What you need to do
From the listing below, select every line where the word "styles" appears.

[Begin Records to process]

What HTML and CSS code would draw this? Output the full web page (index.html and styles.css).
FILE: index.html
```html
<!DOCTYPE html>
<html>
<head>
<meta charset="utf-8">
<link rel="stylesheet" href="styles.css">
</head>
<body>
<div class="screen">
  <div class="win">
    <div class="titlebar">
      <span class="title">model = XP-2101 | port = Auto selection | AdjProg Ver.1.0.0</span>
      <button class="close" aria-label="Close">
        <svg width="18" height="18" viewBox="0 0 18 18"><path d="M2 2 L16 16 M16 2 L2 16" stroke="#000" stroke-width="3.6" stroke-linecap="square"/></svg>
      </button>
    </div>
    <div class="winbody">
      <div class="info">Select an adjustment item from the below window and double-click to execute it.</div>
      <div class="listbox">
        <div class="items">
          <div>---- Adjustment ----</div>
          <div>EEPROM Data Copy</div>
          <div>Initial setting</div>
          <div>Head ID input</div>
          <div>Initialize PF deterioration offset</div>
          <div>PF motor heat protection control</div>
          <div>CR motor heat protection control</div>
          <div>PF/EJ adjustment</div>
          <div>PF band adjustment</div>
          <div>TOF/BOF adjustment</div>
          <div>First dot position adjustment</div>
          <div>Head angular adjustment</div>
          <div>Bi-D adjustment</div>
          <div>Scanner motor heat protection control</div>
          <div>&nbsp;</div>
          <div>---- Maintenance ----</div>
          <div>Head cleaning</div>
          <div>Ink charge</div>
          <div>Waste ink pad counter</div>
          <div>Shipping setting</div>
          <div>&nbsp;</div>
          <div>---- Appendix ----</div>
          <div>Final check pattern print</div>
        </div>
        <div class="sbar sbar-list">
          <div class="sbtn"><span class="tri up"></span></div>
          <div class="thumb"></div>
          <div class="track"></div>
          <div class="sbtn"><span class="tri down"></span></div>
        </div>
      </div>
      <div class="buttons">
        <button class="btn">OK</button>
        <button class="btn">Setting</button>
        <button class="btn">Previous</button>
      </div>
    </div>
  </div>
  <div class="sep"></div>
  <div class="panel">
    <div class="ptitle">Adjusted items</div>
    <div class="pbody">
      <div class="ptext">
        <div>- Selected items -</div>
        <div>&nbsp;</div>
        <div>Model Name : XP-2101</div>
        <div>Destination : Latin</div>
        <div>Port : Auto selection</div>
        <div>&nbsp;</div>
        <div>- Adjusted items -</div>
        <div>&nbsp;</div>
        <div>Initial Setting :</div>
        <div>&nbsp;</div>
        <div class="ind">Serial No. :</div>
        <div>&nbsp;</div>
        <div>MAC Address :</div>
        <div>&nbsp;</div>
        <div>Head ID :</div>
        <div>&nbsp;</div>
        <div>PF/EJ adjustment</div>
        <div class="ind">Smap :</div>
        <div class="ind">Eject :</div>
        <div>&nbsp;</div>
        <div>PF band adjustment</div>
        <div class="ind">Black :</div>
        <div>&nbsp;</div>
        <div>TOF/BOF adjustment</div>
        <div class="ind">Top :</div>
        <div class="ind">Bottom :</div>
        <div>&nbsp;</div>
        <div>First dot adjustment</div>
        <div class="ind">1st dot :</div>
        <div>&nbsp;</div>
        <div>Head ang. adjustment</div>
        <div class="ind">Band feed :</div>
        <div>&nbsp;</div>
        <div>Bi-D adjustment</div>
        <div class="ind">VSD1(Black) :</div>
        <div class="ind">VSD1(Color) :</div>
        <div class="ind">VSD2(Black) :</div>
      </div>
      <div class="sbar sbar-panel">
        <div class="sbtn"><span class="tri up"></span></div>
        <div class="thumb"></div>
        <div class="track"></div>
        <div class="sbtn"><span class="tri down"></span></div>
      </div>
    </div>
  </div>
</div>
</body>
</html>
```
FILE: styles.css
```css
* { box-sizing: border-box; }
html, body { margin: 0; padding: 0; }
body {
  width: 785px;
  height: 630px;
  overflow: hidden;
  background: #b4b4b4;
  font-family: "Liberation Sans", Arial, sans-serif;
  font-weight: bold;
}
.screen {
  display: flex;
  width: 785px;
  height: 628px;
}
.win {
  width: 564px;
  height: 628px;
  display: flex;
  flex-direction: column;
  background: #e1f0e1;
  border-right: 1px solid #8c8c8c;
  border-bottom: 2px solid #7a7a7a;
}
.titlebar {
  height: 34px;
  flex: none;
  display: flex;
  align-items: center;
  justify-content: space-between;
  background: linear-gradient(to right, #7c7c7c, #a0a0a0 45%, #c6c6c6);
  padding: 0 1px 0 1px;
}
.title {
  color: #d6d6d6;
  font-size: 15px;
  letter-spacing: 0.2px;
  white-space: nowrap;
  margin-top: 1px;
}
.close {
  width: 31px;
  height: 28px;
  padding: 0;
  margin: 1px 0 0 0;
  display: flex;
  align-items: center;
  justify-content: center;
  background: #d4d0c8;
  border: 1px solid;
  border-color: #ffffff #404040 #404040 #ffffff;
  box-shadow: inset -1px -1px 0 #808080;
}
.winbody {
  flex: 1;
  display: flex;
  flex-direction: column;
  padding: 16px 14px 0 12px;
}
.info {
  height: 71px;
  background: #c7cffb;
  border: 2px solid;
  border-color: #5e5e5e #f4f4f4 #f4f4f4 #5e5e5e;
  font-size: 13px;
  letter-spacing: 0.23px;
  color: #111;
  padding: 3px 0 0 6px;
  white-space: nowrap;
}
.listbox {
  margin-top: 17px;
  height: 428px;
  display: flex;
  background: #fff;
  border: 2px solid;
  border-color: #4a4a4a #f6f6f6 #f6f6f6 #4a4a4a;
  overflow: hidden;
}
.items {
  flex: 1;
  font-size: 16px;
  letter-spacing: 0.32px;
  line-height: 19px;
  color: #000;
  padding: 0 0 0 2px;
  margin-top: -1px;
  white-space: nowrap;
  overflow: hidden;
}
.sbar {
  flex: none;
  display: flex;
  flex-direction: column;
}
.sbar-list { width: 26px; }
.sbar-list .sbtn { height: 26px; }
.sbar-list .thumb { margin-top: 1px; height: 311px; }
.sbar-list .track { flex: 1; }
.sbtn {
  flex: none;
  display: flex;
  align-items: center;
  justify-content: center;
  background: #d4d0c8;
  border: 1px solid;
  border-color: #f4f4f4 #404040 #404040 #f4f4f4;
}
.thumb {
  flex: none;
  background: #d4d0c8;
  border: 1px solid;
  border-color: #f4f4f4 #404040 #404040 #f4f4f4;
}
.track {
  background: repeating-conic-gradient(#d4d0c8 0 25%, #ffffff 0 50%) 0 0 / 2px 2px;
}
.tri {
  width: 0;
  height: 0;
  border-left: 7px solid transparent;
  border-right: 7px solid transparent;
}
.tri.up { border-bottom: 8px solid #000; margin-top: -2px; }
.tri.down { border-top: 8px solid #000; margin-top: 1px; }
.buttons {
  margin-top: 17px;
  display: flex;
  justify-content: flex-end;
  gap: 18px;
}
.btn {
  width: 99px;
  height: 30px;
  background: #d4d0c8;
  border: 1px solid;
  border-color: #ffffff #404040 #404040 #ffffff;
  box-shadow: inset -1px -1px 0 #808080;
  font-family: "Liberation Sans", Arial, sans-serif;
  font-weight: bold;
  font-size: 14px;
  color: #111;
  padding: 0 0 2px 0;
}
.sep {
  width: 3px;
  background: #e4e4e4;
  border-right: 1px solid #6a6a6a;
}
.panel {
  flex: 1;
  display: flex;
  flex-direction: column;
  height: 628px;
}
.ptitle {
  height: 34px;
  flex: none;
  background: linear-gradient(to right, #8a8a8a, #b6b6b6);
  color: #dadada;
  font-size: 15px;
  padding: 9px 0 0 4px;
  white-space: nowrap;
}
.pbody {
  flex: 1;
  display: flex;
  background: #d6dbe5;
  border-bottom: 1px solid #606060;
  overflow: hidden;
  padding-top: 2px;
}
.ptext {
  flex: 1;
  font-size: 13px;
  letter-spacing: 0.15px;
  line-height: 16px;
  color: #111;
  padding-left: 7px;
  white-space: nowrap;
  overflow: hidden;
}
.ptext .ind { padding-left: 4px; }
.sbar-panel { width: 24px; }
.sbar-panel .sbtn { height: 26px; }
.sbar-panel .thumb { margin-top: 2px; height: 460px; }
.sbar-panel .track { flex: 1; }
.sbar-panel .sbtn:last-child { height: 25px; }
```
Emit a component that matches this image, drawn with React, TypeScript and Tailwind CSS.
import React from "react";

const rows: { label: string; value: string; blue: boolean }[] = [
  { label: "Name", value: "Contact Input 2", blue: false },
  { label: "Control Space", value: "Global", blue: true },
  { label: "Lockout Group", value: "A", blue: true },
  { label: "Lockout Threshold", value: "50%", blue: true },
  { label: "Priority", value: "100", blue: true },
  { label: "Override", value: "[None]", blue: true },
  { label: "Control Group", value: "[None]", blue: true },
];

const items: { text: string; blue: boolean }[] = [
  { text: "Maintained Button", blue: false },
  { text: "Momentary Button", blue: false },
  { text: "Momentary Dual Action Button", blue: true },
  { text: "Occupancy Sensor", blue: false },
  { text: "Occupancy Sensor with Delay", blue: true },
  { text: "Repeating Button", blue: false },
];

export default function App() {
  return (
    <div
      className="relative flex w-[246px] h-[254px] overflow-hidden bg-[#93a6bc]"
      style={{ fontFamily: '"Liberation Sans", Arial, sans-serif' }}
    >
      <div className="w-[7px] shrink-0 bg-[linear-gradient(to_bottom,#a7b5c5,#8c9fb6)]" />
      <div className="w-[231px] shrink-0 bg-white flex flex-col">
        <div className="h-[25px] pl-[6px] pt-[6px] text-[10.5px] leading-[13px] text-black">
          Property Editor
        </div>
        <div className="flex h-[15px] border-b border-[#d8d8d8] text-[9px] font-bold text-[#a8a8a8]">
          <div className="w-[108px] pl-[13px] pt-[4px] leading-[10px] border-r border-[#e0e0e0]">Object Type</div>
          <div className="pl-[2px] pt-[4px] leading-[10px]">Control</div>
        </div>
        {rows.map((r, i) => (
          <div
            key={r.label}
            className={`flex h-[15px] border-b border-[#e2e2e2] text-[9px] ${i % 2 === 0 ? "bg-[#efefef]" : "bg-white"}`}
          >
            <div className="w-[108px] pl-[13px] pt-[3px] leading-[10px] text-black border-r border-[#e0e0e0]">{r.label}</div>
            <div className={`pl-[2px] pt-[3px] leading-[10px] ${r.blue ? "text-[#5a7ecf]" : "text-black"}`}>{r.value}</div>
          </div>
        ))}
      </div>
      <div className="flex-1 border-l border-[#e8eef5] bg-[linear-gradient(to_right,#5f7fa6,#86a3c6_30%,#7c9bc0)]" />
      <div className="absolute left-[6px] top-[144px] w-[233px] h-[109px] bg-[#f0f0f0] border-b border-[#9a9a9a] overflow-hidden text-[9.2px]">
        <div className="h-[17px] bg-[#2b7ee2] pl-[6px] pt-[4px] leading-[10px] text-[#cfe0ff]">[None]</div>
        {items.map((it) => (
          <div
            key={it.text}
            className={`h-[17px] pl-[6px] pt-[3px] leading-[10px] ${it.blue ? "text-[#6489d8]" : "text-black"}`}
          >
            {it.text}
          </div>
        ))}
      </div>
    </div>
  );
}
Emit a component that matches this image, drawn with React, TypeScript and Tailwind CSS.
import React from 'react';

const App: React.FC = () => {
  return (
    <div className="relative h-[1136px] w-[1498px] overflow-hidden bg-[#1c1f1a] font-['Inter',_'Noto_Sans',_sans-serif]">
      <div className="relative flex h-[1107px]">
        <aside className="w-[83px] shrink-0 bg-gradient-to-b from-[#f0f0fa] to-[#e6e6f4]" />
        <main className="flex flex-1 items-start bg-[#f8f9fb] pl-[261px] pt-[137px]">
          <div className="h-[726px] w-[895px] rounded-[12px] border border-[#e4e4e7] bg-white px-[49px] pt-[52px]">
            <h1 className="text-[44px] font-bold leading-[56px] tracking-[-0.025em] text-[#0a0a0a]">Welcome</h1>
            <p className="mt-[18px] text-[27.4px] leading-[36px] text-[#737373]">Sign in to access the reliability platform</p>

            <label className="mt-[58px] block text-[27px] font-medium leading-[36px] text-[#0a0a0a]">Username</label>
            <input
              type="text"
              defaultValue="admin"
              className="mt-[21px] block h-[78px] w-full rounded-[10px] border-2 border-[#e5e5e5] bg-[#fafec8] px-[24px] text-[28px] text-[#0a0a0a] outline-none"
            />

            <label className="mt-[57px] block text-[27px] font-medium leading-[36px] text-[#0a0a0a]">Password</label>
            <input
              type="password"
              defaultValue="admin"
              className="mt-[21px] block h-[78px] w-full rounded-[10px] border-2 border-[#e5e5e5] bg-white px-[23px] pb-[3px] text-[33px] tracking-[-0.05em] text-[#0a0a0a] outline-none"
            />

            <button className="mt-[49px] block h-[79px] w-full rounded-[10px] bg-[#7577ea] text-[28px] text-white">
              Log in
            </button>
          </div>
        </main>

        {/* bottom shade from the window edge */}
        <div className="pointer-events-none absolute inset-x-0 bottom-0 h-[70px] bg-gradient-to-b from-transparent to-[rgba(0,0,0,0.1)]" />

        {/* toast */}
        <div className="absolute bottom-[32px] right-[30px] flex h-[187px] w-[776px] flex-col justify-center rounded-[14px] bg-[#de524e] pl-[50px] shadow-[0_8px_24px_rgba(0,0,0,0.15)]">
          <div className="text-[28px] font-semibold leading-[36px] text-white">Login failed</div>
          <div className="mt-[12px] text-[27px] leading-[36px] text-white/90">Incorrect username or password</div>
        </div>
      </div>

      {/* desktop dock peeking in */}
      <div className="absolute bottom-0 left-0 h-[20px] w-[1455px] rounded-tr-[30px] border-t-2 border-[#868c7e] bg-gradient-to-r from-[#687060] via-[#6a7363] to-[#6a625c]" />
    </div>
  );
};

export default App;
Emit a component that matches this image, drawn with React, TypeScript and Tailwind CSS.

[End Records to process]

Result
What HTML and CSS code would draw this? Output the full web page (index.html and styles.css).
<link rel="stylesheet" href="styles.css">
FILE: styles.css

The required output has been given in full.